There does not seem to be a week that goes by without an NHS (National Health Service) patient safety crisis hitting the headlines and this has been the case for many years. Major public inquiry reports into patient safety and health quality failings are published. Recommendations are made, and then another crisis event follows soon afterwards spawning yet other reports, broadly saying the same thing.
The NHS has built up a huge back catalogue of inquiry reports into patient safety crisis’s, spanning decades containing a lot of deep thinking, useful analysis and valuable recommendations. Analysing present and past patient safety crisis inquiry reports is a very useful educational exercise and can help inform future policy development in the area. Some of the seemingly intractable, stubbornly persistent patient safety problems that beset the NHS, both past and present are identified and discussed. Revisiting reports and analysis can also refresh our perspective on patient safety issues and provides an information bedrock on which we can base change.
Patient safety inquiry reports also provide a momentum for change through their recommendations which the government of the day can accept or reject.
New Patient Safety Public Inquiry
The Department of Health and Social Care (DHSC) announced on 6th June 2019, a new independent inquiry, investigation into the serious incidents at Liverpool Community Health NHS Trust between 2010-2014. The Guardian newspaper report of the announcement contains some very worrying figures:
“Ministers have ordered an inquiry into evidence that an NHS trust failed to properly investigate 150 patient deaths and 17,000 incidents in which patient safety was put at risk. The investigation is the latest in a series of inquiries into the care provided by Liverpool Community Health (LCH) NHS Trust. They all found serious problems including shoddy treatment, bullying and failures of leadership.”
The investigation will be conducted through three stages which are described in the DHSC announcement. The inquiry will seek to identify individual serious patient safety incidents that were not reported or adequately investigated. Undertake a series of historical mortality reviews. At stage 3 the inquiry will fully investigate incidents identified in stages 1 and 2. The inquiry will determine the scale of patient harm and identify local and national lessons to be learnt from the events.

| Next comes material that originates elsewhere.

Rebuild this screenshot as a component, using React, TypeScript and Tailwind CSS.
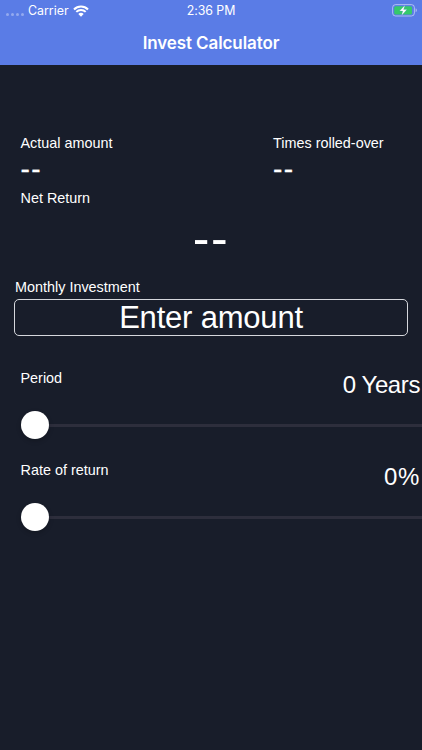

This will be the second into Liverpool Community Health conducted by Dr Bill Kirkup.The first Kirkup report published in 2018 found serious dysfunctionality in the trust (health care organisation):
“Demoralised staff were badly treated and sometimes bullied, and there was a failure of nursing management and HR procedures. Serious incidents causing patient harm were not reported, not investigated and lessons not learned. The result was unnecessary harm to patients. (p7)”.
Recurrent learning points
Recurrent learning points found will no doubt be the need to maintain safe staffing levels, good leadership and staff management practices. No bullying, good patient caring and not focusing inordinately on financing. Putting patients first, reflective and safe practice, improve communication skills at all levels, avoiding defensive attitudes when things go wrong and so on.
Reviewing patient safety crisis inquiry reports
We do need to develop much more of a sense of NHS patient safety history and to not always follow the seemingly innate and intractable NHS tendency to reinvent the wheel when there are already existing intelligence and solutions existing in current and past patient safety inquiry reports. Reading reports of patient safety inquiries is a practice to be encouraged and can help advance both national and global patient safety agendas.